• _Given task_: For the listing below, give the count of lines containing the string "screenshot" and nothing else.

• _Listed entries_:
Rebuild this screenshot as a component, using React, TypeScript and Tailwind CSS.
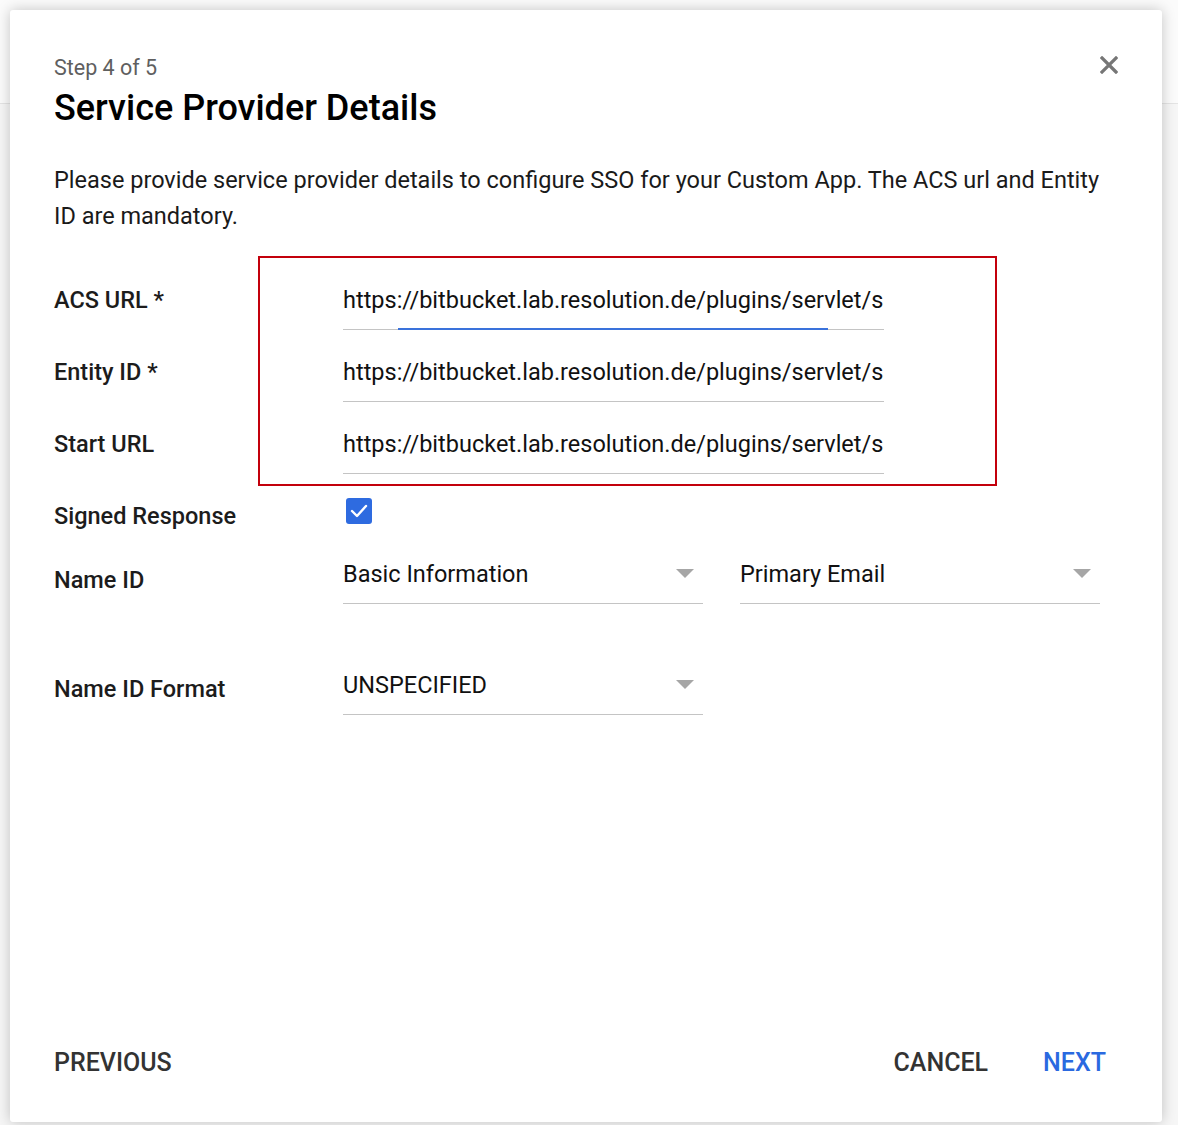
import React from 'react';

const URL_VALUE = 'https://bitbucket.lab.resolution.de/plugins/servlet/samlsso';

const TextRow: React.FC<{ label: string; value: string; focused?: boolean }> = ({ label, value, focused }) => (
  <div className="flex h-[72px] items-start">
    <div className="w-[289px] pt-[18px] text-[23.5px] leading-[36px] font-medium text-[#1c1c1c]">{label}</div>
    <div className="relative w-[541px] pt-[18px] pb-[11px] border-b border-[#c4c4c4]">
      <div className="h-[36px] overflow-hidden whitespace-nowrap text-[23.5px] leading-[36px] text-[#111]">{value}</div>
      {focused && <div className="absolute left-[55px] bottom-[-1px] w-[430px] h-[2px] bg-[#3a72db]" />}
    </div>
  </div>
);

const Arrow = () => (
  <svg width="18" height="10" viewBox="0 0 18 10" className="shrink-0">
    <path d="M0 0 L18 0 L9 9 Z" fill="#a6a6a6" />
  </svg>
);

const Select: React.FC<{ value: string }> = ({ value }) => (
  <div className="flex w-[360px] items-center justify-between pr-[9px] pb-[11px] border-b border-[#c4c4c4]">
    <span className="text-[23.5px] leading-[36px] text-[#111]">{value}</span>
    <Arrow />
  </div>
);

export default function App() {
  return (
    <div className="relative h-[1125px] w-full bg-[#f6f6f6] font-['Roboto',_'Liberation_Sans',_sans-serif] overflow-hidden">
      {/* page behind the dialog */}
      <div className="h-[104px] border-b border-[#e4e4e4] bg-[#fbfbfb]" />

      <div className="absolute left-[10px] top-[10px] flex h-[1112px] w-[1152px] flex-col rounded-[3px] bg-white px-[44px] shadow-[0_0_14px_rgba(0,0,0,0.22)]">
        {/* close */}
        <button className="absolute right-[44px] top-[46px] p-0">
          <svg width="18" height="18" viewBox="0 0 18 18">
            <path d="M2 2 L16 16 M16 2 L2 16" stroke="#767676" strokeWidth="3.2" strokeLinecap="square" />
          </svg>
        </button>

        <div className="pt-[46px] text-[21.5px] leading-[24px] text-[#5f5f5f]">Step 4 of 5</div>
        <h1 className="mt-[8px] text-[36px] leading-[40px] font-medium text-black">Service Provider Details</h1>
        <p className="mt-[34px] text-[23.5px] leading-[36px] text-[#1a1a1a]">
          Please provide service provider details to configure SSO for your Custom App. The ACS url and Entity ID are mandatory.
        </p>

        <div className="relative mt-[30px]">
          {/* highlight annotation */}
          <div className="pointer-events-none absolute left-[204px] top-[-8px] h-[230px] w-[739px] border-2 border-[#c3000c]" />

          <TextRow label="ACS URL *" value={URL_VALUE} focused />
          <TextRow label="Entity ID *" value={URL_VALUE} />
          <TextRow label="Start URL" value={URL_VALUE} />

          <div className="flex h-[72px] items-start">
            <div className="w-[289px] pt-[18px] text-[23.5px] leading-[36px] font-medium text-[#1c1c1c]">Signed Response</div>
            <div className="pt-[18px] pl-[3px]">
              <div className="flex h-[26px] w-[26px] items-center justify-center rounded-[3px] bg-[#2e6be0]">
                <svg width="18" height="14" viewBox="0 0 18 14">
                  <path d="M2 7 L7 12 L16 2" stroke="white" strokeWidth="2.4" fill="none" strokeLinecap="round" strokeLinejoin="round" />
                </svg>
              </div>
            </div>
          </div>

          <div className="flex items-start pt-[4px]">
            <div className="w-[289px] pt-[6px] text-[23.5px] leading-[36px] font-medium text-[#1c1c1c]">Name ID</div>
            <div className="flex gap-[37px]">
              <Select value="Basic Information" />
              <Select value="Primary Email" />
            </div>
          </div>

          <div className="flex items-start pt-[63px]">
            <div className="w-[289px] pt-[4px] text-[23.5px] leading-[36px] font-medium text-[#1c1c1c]">Name ID Format</div>
            <Select value="UNSPECIFIED" />
          </div>
        </div>

        <div className="mt-auto flex items-center pb-[41px]">
          <button className="text-[25px] leading-[36px] font-medium text-[#333]">PREVIOUS</button>
          <div className="ml-auto flex gap-[55px] pr-[12px]">
            <button className="text-[25px] leading-[36px] font-medium text-[#333]">CANCEL</button>
            <button className="text-[25px] leading-[36px] font-medium text-[#2a69e0]">NEXT</button>
          </div>
        </div>
      </div>
    </div>
  );
}
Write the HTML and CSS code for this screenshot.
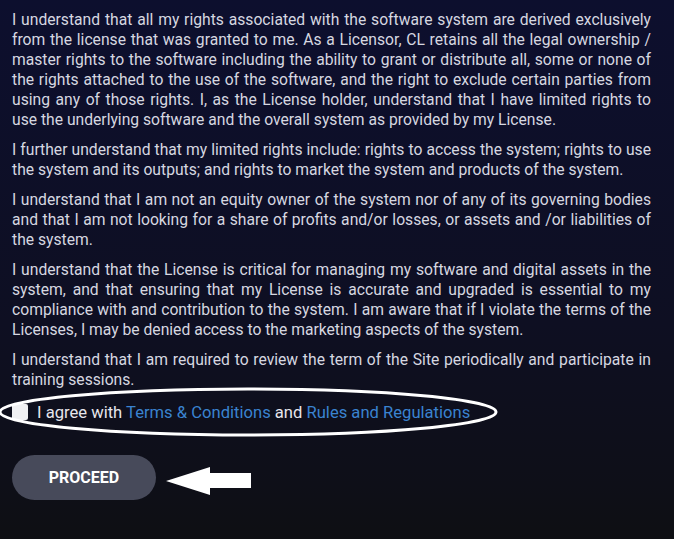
FILE: index.html
```html
<!DOCTYPE html>
<html>
<head>
<meta charset="utf-8">
<link rel="stylesheet" href="styles.css">
</head>
<body>
<div class="page">
  <div class="terms">
    <p>I understand that all my rights associated with the software system are derived exclusively from the license that was granted to me. As a Licensor, CL retains all the legal ownership / master rights to the software including the ability to grant or distribute all, some or none of the rights attached to the use of the software, and the right to exclude certain parties from using any of those rights. I, as the License holder, understand that I have limited rights to use the underlying software and the overall system as provided by my License.</p>
    <p>I further understand that my limited rights include: rights to access the system; rights to use the system and its outputs; and rights to market the system and products of the system.</p>
    <p>I understand that I am not an equity owner of the system nor of any of its governing bodies and that I am not looking for a share of profits and/or losses, or assets and /or liabilities of the system.</p>
    <p>I understand that the License is critical for managing my software and digital assets in the system, and that ensuring that my License is accurate and upgraded is essential to my compliance with and contribution to the system. I am aware that if I violate the terms of the Licenses, I may be denied access to the marketing aspects of the system.</p>
    <p>I understand that I am required to review the term of the Site periodically and participate in training sessions.</p>
  </div>
  <div class="agree">
    <span class="box"></span>
    <span class="agree-text">I agree with <a class="link">Terms &amp; Conditions</a> and <a class="link">Rules and Regulations</a></span>
    <svg class="ellipse" width="500" height="52" viewBox="0 0 500 52"><ellipse cx="248" cy="25" rx="248" ry="23" fill="none" stroke="#fff" stroke-width="3"/></svg>
  </div>
  <div class="actions">
    <button class="proceed">PROCEED</button>
    <svg class="arrow" width="90" height="30" viewBox="0 0 90 30"><polygon points="0,15 44,1 44,7 85,7 85,22 44,22 44,29" fill="#fff"/></svg>
  </div>
</div>
</body>
</html>
```

FILE: styles.css
```css
html, body {
  margin: 0;
  padding: 0;
}
body {
  width: 674px;
  height: 539px;
  overflow: hidden;
  background: linear-gradient(to bottom, #0d0f2e 0%, #0e0f22 60%, #0e0f18 90%, #0e0f13 100%);
  font-family: Roboto, "Liberation Sans", sans-serif;
}
.page {
  padding: 10px 23px 0 12px;
}
.terms p {
  margin: 0 0 10px 0;
  font-size: 15.68px;
  line-height: 20px;
  color: #d6d7e0;
  text-align: justify;
}
.agree {
  position: relative;
  display: flex;
  align-items: center;
  gap: 9px;
  height: 24px;
  margin-top: 10px;
}
.box {
  width: 16px;
  height: 16px;
  border-radius: 2px;
  background: #f0f0f2;
  flex: none;
}
.agree-text {
  font-size: 16.6px;
  color: #e6e6ec;
}
.link {
  color: #3a83d0;
}
.ellipse {
  position: absolute;
  left: -12px;
  top: -13px;
}
.actions {
  display: flex;
  align-items: center;
  margin-top: 31px;
}
.proceed {
  width: 144px;
  height: 45px;
  border: none;
  border-radius: 23px;
  background: #474a5a;
  color: #fff;
  font-family: Roboto, "Liberation Sans", sans-serif;
  font-weight: 700;
  font-size: 16px;
}
.arrow {
  margin-left: 10px;
  margin-top: 6px;
}
```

• _Result of the exercise_: 2